Parliament of Canada
- Long title An Act to provide for the protection of integrated circuit topographies and to amend certain Acts in consequence thereof ;
- Citation: S.C. 1990, c. 37
- Royal assent: June 27, 1990
- Commenced: 1993

= Integrated Circuit Topography Act =

Canadian intellectual property statute

The Integrated Circuit Topography Act (Loi sur les topographies de circuits intégrés, C-37) is legislation passed by the Parliament of Canada in 1990 that regulates the intellectual property of integrated circuit topographies. It came into force in 1993. The Act provides exclusive rights for the creator of the integrated circuit topography and remedies to deter infringement. The exclusive right is transferable. To receive the exclusive right to an integrated circuit topography the topography must be registered at the Canadian Intellectual Property Office. Between 1993 and 1999 there were about 38 registrations under the Act.
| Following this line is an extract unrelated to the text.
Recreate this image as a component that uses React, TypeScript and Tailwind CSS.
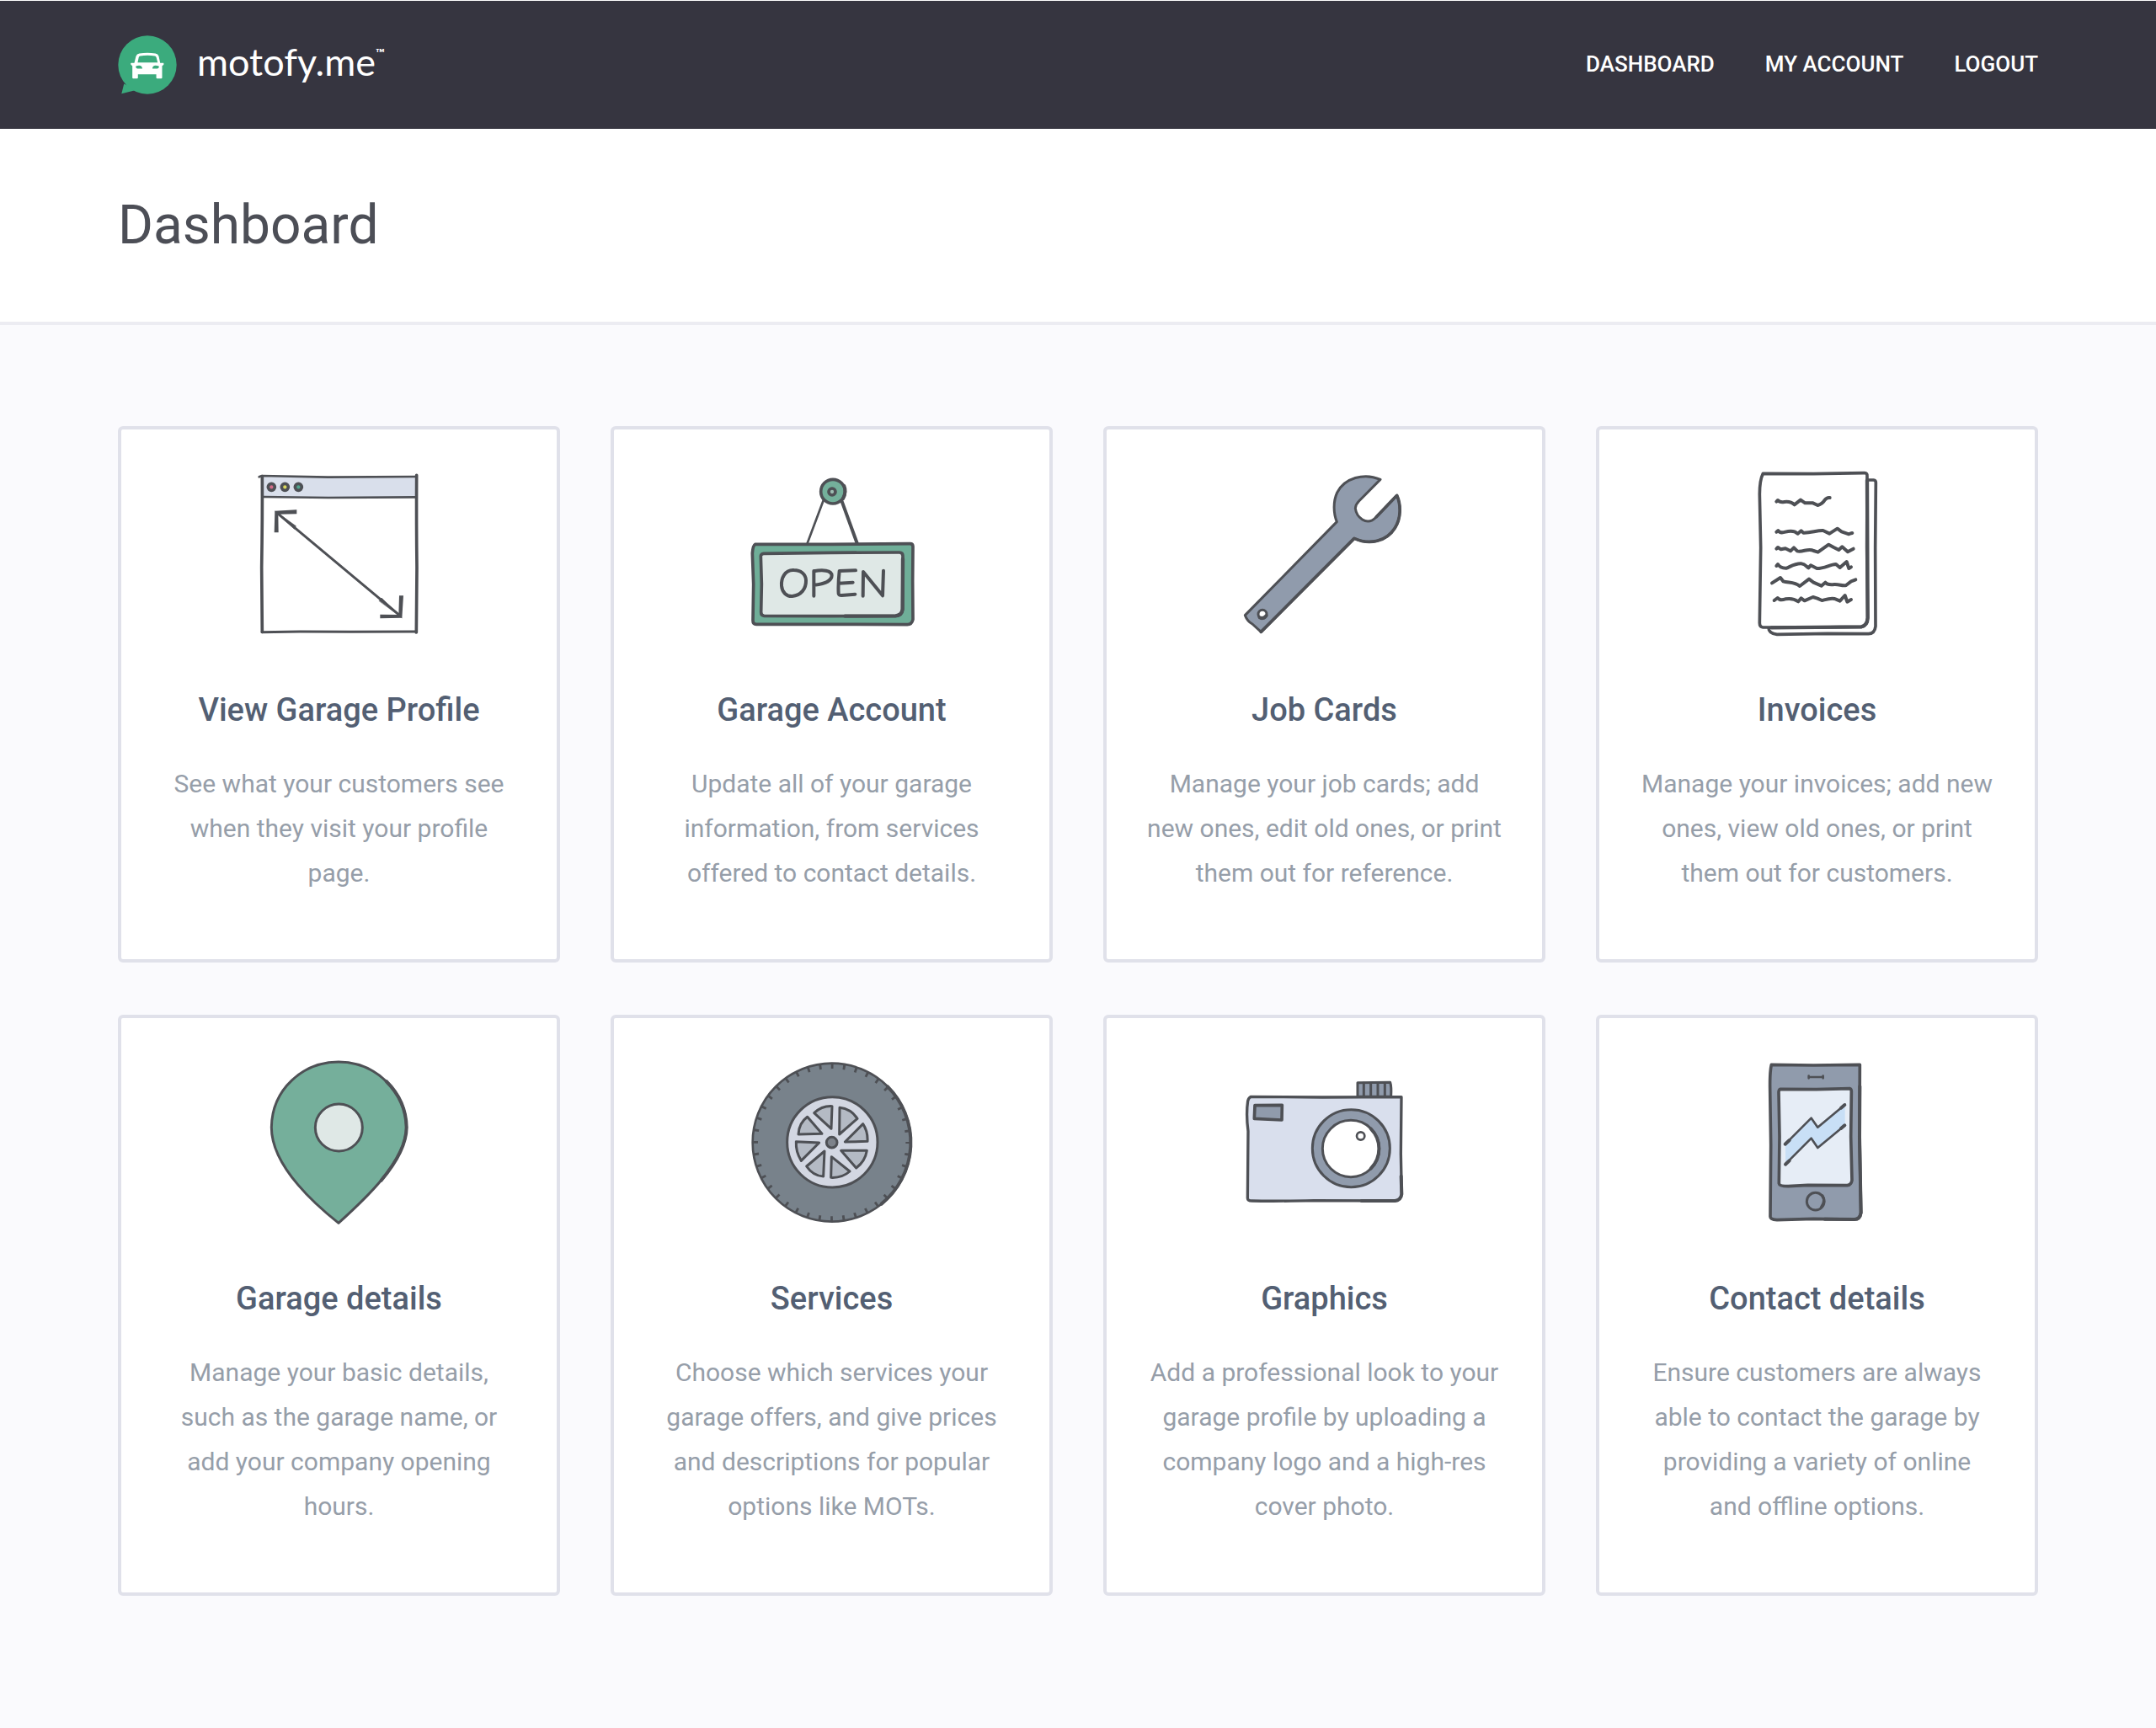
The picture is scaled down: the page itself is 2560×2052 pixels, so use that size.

Integrated Circuit Topographies (ICT) are electronic integrated circuits or IC products that are configured and interconnected. These creations are protected in Canada by the Integrated Circuit Topography Act, which gives the creator exclusive rights for a period of ten years after registration. Because products containing these circuits are often exported outside Canada, Canada has reciprocal agreements with other countries that also protect the design for ten years.